Visualizing Categorical Variables
While we have already ascertained that scatterplots are not optimal for categorical variables, there exists a multitude of visualization techniques that have been specifically designed for such data (Bederson, Shneiderman, and Wattenberg 2002; Hofmann, Siebes, and Wilhelm 2000; Kosara, Bendix, and Hauser 2006). Simplest among them are bar chart histograms, which visualize the item count for each categorical value (Stevens 1946). Boxplots and violin plots show the distribution of continuous variables over categorical variables (Wickham and Stryjewski 2011). While hieraxes, histograms, and treemaps are effective in dealing with categorical variables, it is difficult to extend these to continuous vs. categorical variables. One way is to apply binning to continuous variables to create groups of values. However, the optimal number of bins depends on statistical characteristics of the data and the required task. Dot plots by Wilkinson (1999) renders continuous univariate variables without overplotting by stacking nodes within dot size. Dang et al. (2010) extended this to scatterplots by stacking nodes whose values are similar in 3D visual space. These pioneering works provide the theoretical background for the determination of optimal bin size for gatherplots.
Specialized versions of dot plots (Wilkinson 1999) have been imbued with their own monikers. The R graphics package presents a version called a stripchart, which allows for both jittering and stacking categorical data in a one-dimensional scatterplot. Beeswarm plots (Eklund and Trimble 2021) improves on stripcharts by allowing for closely packed, non-overlapping points. The seaborn (Waskom 2021) statistical data visualization library for Python extends these chart types to two-dimensional space. Stripplots (the name is somewhat unfortunate as it clashes with the strip plots technique for rendering univariate data as strips, yielding a plot reminiscent of a barcode) are 1D or 2D versions of stripcharts with random jittering where at least one axis is expected to be categorical. Swarmplots are 2D versions of beeswarm plots that place points to avoid overlap. In comparison, gatherplots partition the available space into stacked groups and then organize the marks inside each group into ordered grids. This yields a richer visual language that allows for sorting marks based on color and even resize marks to fill the visual space.

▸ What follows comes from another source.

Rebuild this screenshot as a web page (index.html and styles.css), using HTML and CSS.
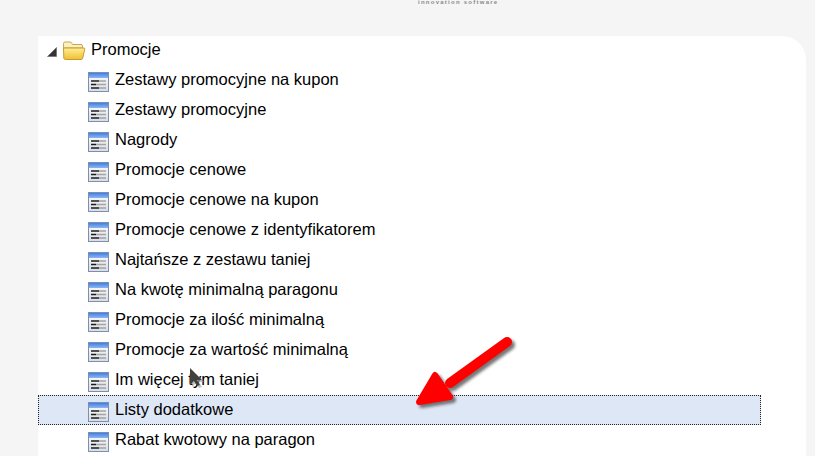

Another practical method for visualizing categorical data is for making inferences based on statistical and probabilistic data. Cosmides and Toody (1996) used frequency grids as discrete countable objects, and Micallef et al. (2012) extend this with six different area-proportional representations of categorical data organized into different classes. Huron et al. (2013) suggested using sedimentation as metaphor where individual objects coming from a data stream gradually transform into aggregated areas, or strata.
Finally, Kinetica (Rzeszotarski and Kittur 2014), beyond presenting a novel touch- and physics-based interaction for 2D scatterplots, provides a clustering algorithm where visual marks clump together with collision detection (and thus no overlap) based on their data ranges. The clusters are similar to the partioned clusters in gatherplots, but are organically shaped, not arranged in orderly grid lines, and thus harder to compare. The attraction approach used in Kinetica is reminiscent of the gravity model used for marks in dust & magnet (Yi et al. 2005).